Wenig beleuchtete Aspekte
Wenig diskutiert wird bislang die Alternative zur Neubaulösung: die behutsame Sanierung und Aufstockung vorhandener Strukturen, adaptive Re-Nutzung der Bar Sagrera als Gemeinschaftsraum oder Sozialwohnungen. Ein einfaches „Abreißen und neu“ ist nicht automatisch die beste Antwort auf Wohnraummangel, könnte aber politisch und wirtschaftlich reizvoll erscheinen.
Ebenso rar sind Überlegungen zur Mobilitäts- und Energiefrage: Könnte der Neubau verpflichtend weniger Parkplätze, dafür Fahrradraum und ein Carsharing-Angebot integrieren? Oder grüne Dächer zur Entsiegelung und zur Verbesserung des Stadtklimas? Solche Auflagen könnten einen Neubau verträglicher machen.
Konkrete Vorschläge — damit die Entscheidung nicht nur symbolisch bleibt
Stadtplanung braucht jetzt konkrete Instrumente, nicht nur Gutachten. Ideen, die Diskussion versachlichen könnten:
- Bindende Gestaltungsvorgaben: klare Vorgaben zur Fassadenbehandlung, zur Ablesbarkeit der historischen Substanz und zu sichtbaren Rücksprüngen in den oberen Geschossen.

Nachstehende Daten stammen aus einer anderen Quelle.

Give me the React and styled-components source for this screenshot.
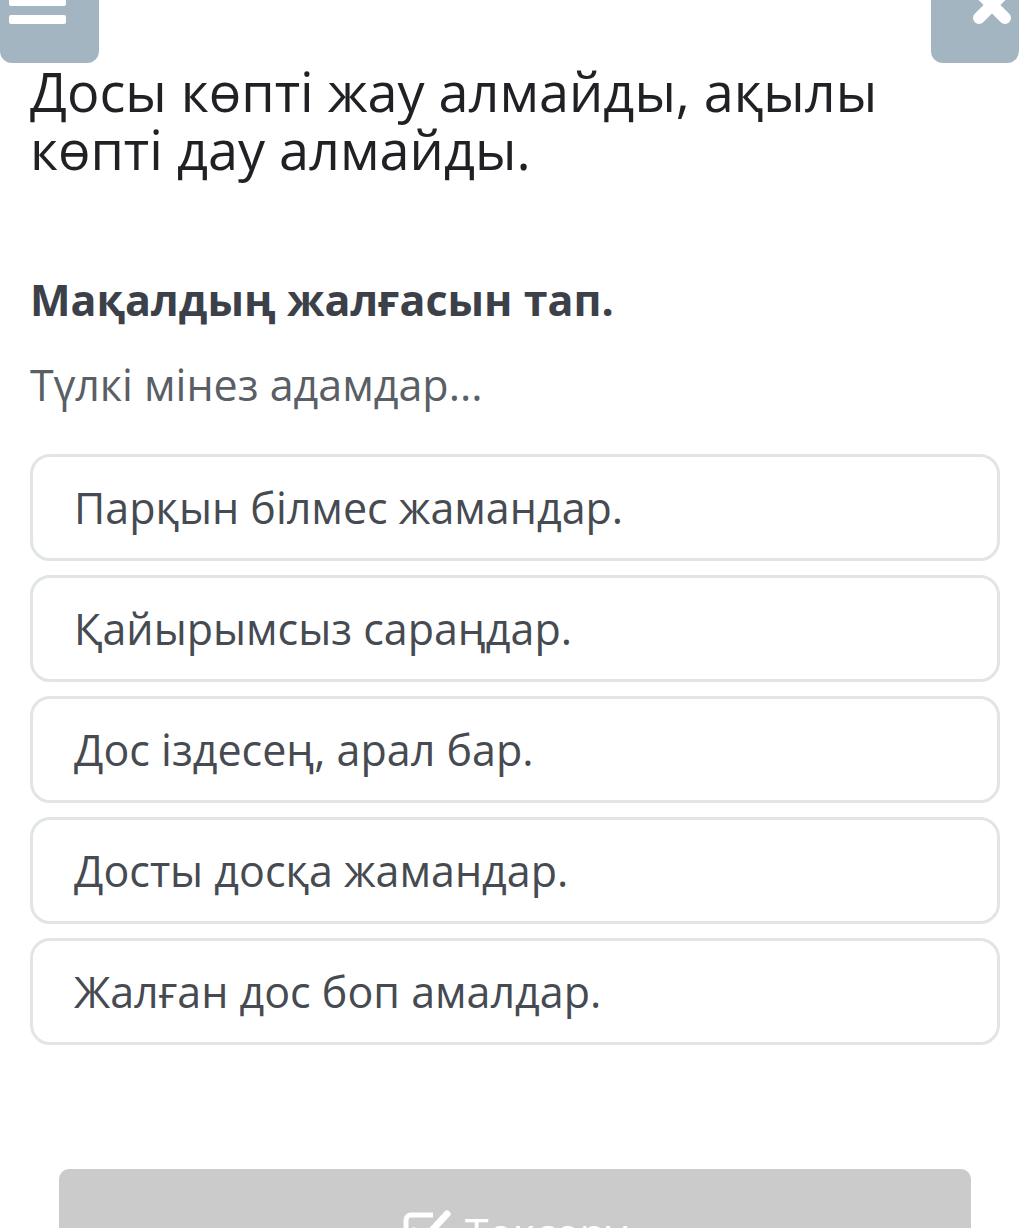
import React from "react";
import styled, { createGlobalStyle } from "styled-components";

const Global = createGlobalStyle`
  html, body { margin: 0; padding: 0; background: #ffffff; }
  body { font-family: "Open Sans", "Noto Sans", sans-serif; overflow: hidden; }
`;

const Page = styled.div`
  width: 1019px;
  display: flex;
  flex-direction: column;
`;

const TopBar = styled.div`
  height: 63px;
  display: flex;
  justify-content: space-between;
  align-items: flex-end;
  overflow: hidden;
`;

const CornerButton = styled.div`
  width: ${(p) => p.$w}px;
  height: 100px;
  background: #a3b5c1;
  border-radius: 12px;
  position: relative;
  flex: none;
`;

const MenuIcon = styled.svg`
  position: absolute;
  left: 9px;
  bottom: 36px;
`;

const CloseIcon = styled.svg`
  position: absolute;
  right: -1px;
  bottom: 30px;
`;

const Content = styled.div`
  padding: 0 19px 0 30px;
  display: flex;
  flex-direction: column;
`;

const Title = styled.h1`
  margin: -1px 0 0;
  font-size: 54px;
  line-height: 58px;
  font-weight: 400;
  color: #1f2124;
`;

const Subtitle = styled.h2`
  margin: 97px 0 0;
  font-size: 43px;
  line-height: 50px;
  font-weight: 700;
  color: #3c4049;
`;

const Prompt = styled.p`
  margin: 35px 0 0;
  font-size: 43px;
  line-height: 50px;
  font-weight: 400;
  color: #5a5e65;
`;

const Options = styled.div`
  margin-top: 44px;
  display: flex;
  flex-direction: column;
  gap: 14px;
`;

const Option = styled.div`
  height: 107px;
  box-sizing: border-box;
  border: 3px solid #e1e5e7;
  border-radius: 20px;
  display: flex;
  align-items: center;
  padding-left: 41px;
  font-size: 43px;
  color: #464a51;
`;

const CheckButton = styled.div`
  margin: 124px 29px 0;
  height: 120px;
  background: #cbcbcb;
  border-radius: 10px;
  display: flex;
  justify-content: center;
  align-items: flex-start;
  padding-top: 40px;
  box-sizing: border-box;
  gap: 12px;
  color: #ffffff;
  font-size: 43px;
  line-height: 50px;
`;

const options = [
  "Парқын білмес жамандар.",
  "Қайырымсыз сараңдар.",
  "Дос іздесең, арал бар.",
  "Досты досқа жамандар.",
  "Жалған дос боп амалдар.",
];

export default function App() {
  return (
    <Page>
      <Global />
      <TopBar>
        <CornerButton $w={99}>
          <MenuIcon width="57" height="30" viewBox="0 0 57 30">
            <rect x="0" y="0" width="57" height="9" rx="2" fill="#fff" />
            <rect x="0" y="18" width="57" height="9" rx="2" fill="#fff" />
          </MenuIcon>
        </CornerButton>
        <CornerButton $w={88}>
          <CloseIcon width="56" height="56" viewBox="0 0 56 56">
            <path d="M15 15 L41 41 M41 15 L15 41" stroke="#fff" strokeWidth="12" strokeLinecap="round" />
          </CloseIcon>
        </CornerButton>
      </TopBar>
      <Content>
        <Title>
          Досы көпті жау алмайды, ақылы
          <br />
          көпті дау алмайды.
        </Title>
        <Subtitle>Мақалдың жалғасын тап.</Subtitle>
        <Prompt>Түлкі мінез адамдар...</Prompt>
        <Options>
          {options.map((o) => (
            <Option key={o}>{o}</Option>
          ))}
        </Options>
        <CheckButton>
          <svg width="50" height="44" viewBox="0 0 50 44">
            <path d="M30 6 H8 a5 5 0 0 0 -5 5 V36 a5 5 0 0 0 5 5 H33 a5 5 0 0 0 5 -5 V28" fill="none" stroke="#fff" strokeWidth="5" />
            <path d="M11 22 L20 31 L44 5" fill="none" stroke="#fff" strokeWidth="7" strokeLinecap="round" strokeLinejoin="round" />
          </svg>
          <span>Тексеру</span>
        </CheckButton>
      </Content>
    </Page>
  );
}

- Soziale Quote: ein verpflichtender Anteil erschwinglicher Mietwohnungen im Neubau — idealerweise nicht nur als Zahlungsaufschlag, sondern als integrierter Bestandteil des Projekts.
- Verkehrs- und Lieferkonzept: zeitlich gestaffelte Anlieferungen, weniger private Parkplätze, dafür Ladezonen und Fahrradstellplätze.
- Beteiligung vor Ort: ein moderierter Planungs-Workshop mit Anwohnern, Gewerbe und Fachämtern, damit Konflikte früh sichtbar werden und Kompromisse tragfähig sind.
- Ökologische Auflagen: grüne Dächer, Dämmstandard, Regenwassernutzung — kleine Maßnahmen mit großer Wirkung in der dichten Altstadt.
Wie geht es weiter?
Die Denkmalschützer liefern bald ihren Bericht, die Stadtplanung tagt Anfang Dezember. Dann entscheidet das Rathaus, ob Ausnahmen gewährt werden oder die Pläne nachgebessert werden müssen. Bis dahin bleibt die Bar Sagrera eine verfallene Schaufensterfront — ein Mahnmal für Palmas Zögern zwischen Bewahren und Bauen.
Wer derzeit an der Ecke vorbeigeht, hört das Brummen der Busse, das Klappern von Geschirr aus dem Café und die Stimmen der Nachbarn — und fragt sich, ob die nächste Entscheidung mehr Raum für Menschen oder für Quadratmeter schaffen wird.